Выбрать главу

Зена улыбнулась: «Ты прямо как Габриель. Она бы наверняка сказала что-то в этом духе».

Сирена подмигнула: «Умная женщина, не поспоришь».

«Быть может слишком умная, чтобы захотеть…» - голос воина затих. Подобная мысль была слишком болезненна, чтобы её озвучить.

Сирена положила руку на плечо дочери, встретившись с ней взглядом: «Зена, обещай мне одну вещь» - она выразительно замолчала, пытаясь показать, насколько важны для неё эти слова – «Если Габриель решит остаться в Потейдии, не беги от себя. Возвращайся домой, хотя бы ненадолго. Мы – твоя семья и волнуемся за тебя».

Зена молчала, обуреваемая противоречивыми эмоциями.

«Ты обещаешь?»

Воительница кивнула. Грудь сдавило, но она нашла в себе силы ответить: «Обещаю».

Сирена прижалась к дочери, несколько мгновений не выпуская её из своих рук.

И впервые за многие годы Зена чувствовала себя спокойно в объятиях матери.

Наконец Сирена отпустила её и проследила взглядом за тем, как она направилась в сторону сарая.

Но, сделав несколько шагов, воительница обернулась: «Мам?»

Глаза матери наполнились слезами: «Да, Зена?»

«Спасибо тебе… за все».

Вскочив на Арго, воительница сжала поводья так, словно от этого зависела её жизнь. Зена направила верную лошадь к воротам, зная, что ни одна из них не будет знать покоя, пока они не достигнут предместья Потейдии.

Часть II

Глава 10

 Огонь громко потрескивал, а языки пламени жадно лизали поленья. Габриель подошла ближе, тепло манило её к себе. Она протянула руки к очагу и медленно повернула их. Чувство было удивительно знакомым и навевало спокойствие. Прижав пальцы к щекам, она ощутила их тепло.

Ярко-синие языки отделились от пламени и устремились к ней. Они обдавали жаром. На лбу барда выступили капельки пота. Внезапно в комнате стало душно, было трудно дышать. Но она не двигалась с места. Желание подойти ближе, почувствовать обжигающее тепло на своей коже, было слишком велико.

Ослабив завязки на ночной рубашке, она быстро сбросила её с себя. Затем развязала шнурок на трусах. Они соскользнули по бедрам и упали к её ногам. Девушка переступила через них, приблизившись ещё на один шаг к очагу.

Пламя мгновенно заплясало, увиваясь вокруг её обнаженной кожи. Сердце бешено забилось, тело инстинктивно реагировало на чувственные ласки. Её захлестнула волна желания, когда пламя поднялось выше, опоясав её синими потоками, сомкнувшимися в страстном объятии вокруг талии барда.
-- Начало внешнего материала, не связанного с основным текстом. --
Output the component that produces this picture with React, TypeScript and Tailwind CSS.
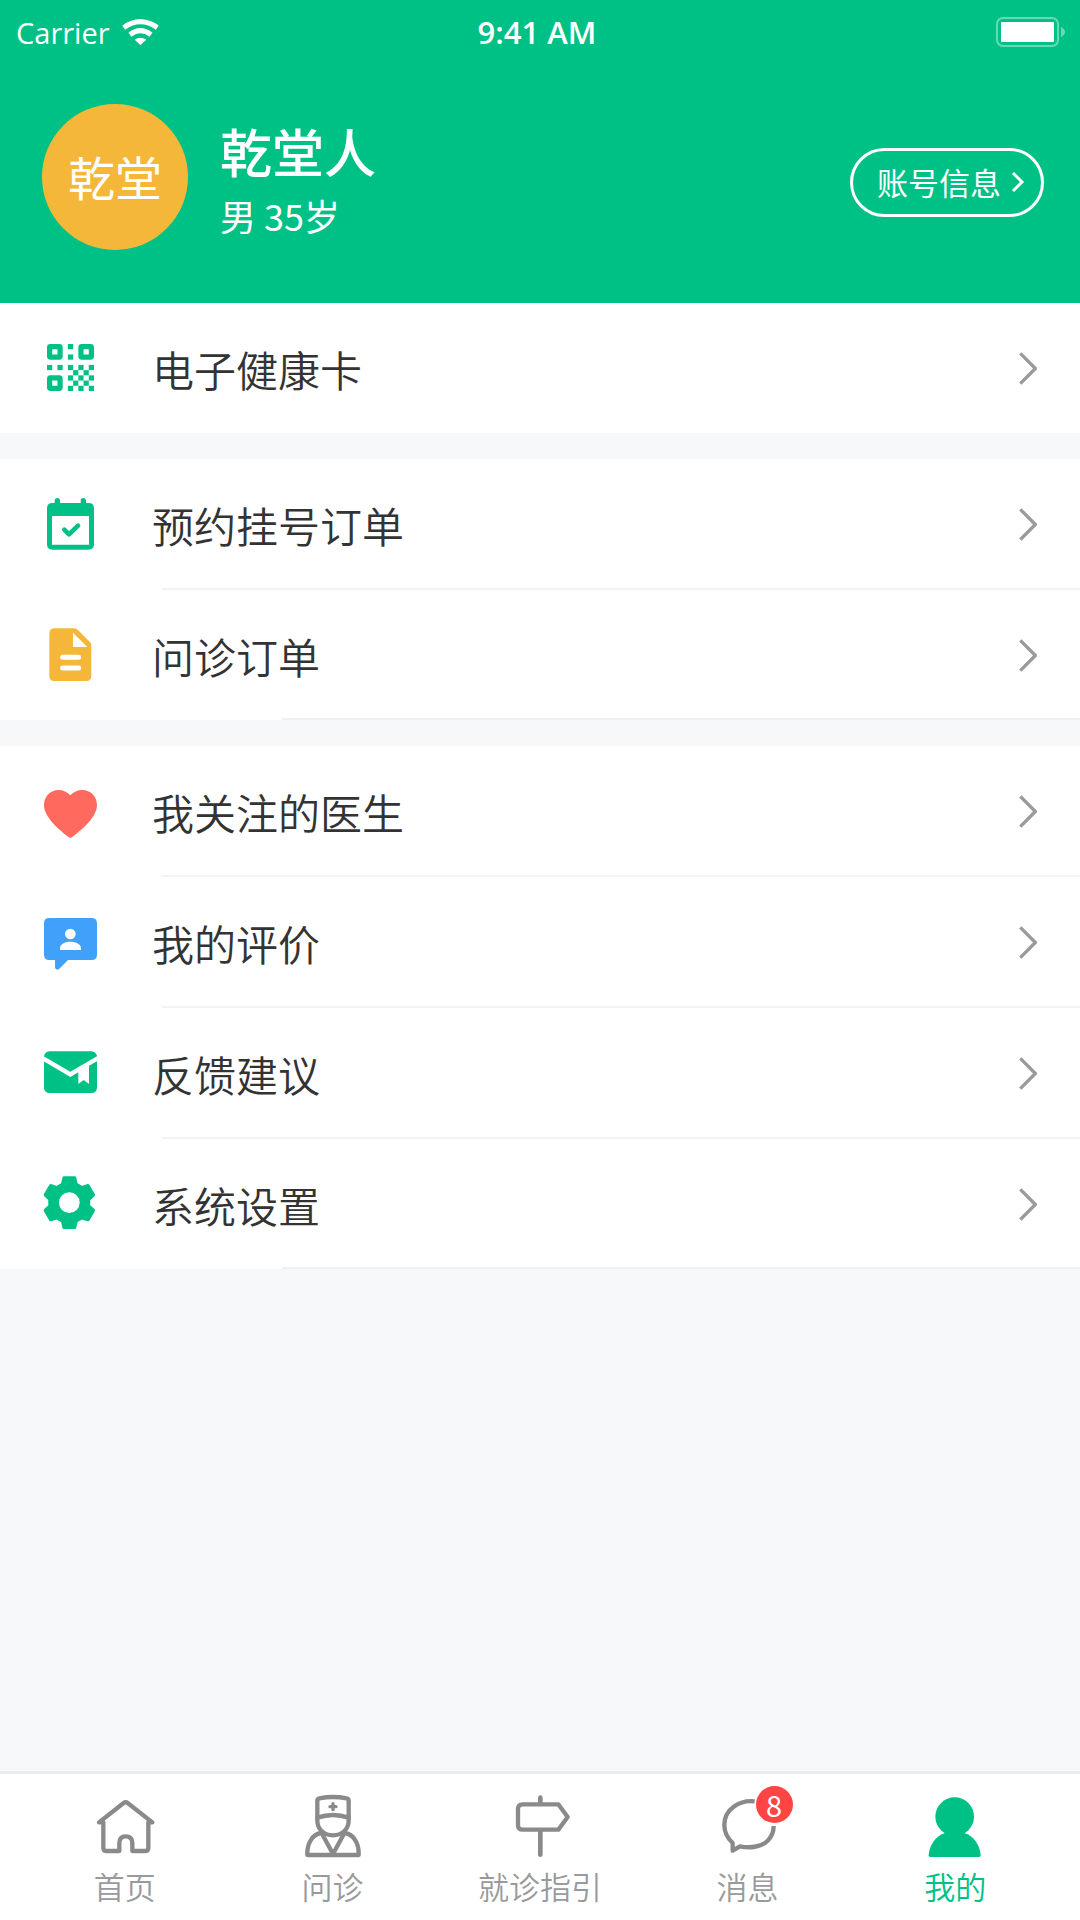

Не было боли, ожогов, лишь всепоглощающий жар, от которого подкашивались колени, а с губ срывались стоны удовольствия.

Полностью отдавшись на милость неведомому духу, который продолжал ласкать её кожу, она прогнулась, языки пламени тут же с готовностью принялись лизать её соски. Груди начали чувственно покалывать, она застонала. Ей хотелось, чтобы ощущение не исчезало, чтобы оно разливалось по всему телу… она хотела ощущать его повсюду. Девушкой овладело желание… неукротимое, первобытное в своей силе… такое, о существовании которого она даже не подозревала… о котором не смела и помыслить.

Откинувшись на спину, она позволила жару поглотить себя. Не ведая преград, языки пламени принялись ласкать её живот, спустились к ногам. Пройдясь по коленям, не упустив ни единой впадины, ни одного даже самого маленького кусочка её трепетной плоти, они заплясали на внутренней стороне бедер девушки, словно мягко приглашая её раздвинуть ноги. Габриэль содрогнулась от нетерпения, не находя в себе силы сопротивляться. Будто в трансе, она неосознанно опустила руки и раздвинула влажные губы, открывая путь к своему лону, идя на встречу тому, чего они оба так страстно хотели.

Получив желанное преимущество, языки пламени коснулись чувственной плоти. Мягко скользя то вперед, то назад, они нежно ласкали её в самых потаенных местах. Габриель стонала, двигаясь навстречу им, мышцы девушки тихонько вздрагивали, ощущая нарастающее возбуждение.

Она почти дошла до точки, ощущая, как сходит с ума от желания. Не в силах управлять собственным телом, Габриэль отбросила стыд и вину, беспомощно отдаваясь своим ощущениям, готовая сдаться.

По телу разлилась сладостная истома. Она застонала, страшась силы собственной страсти и в то же время отчаянно желая освободиться, положить конец этой мучительной агонии.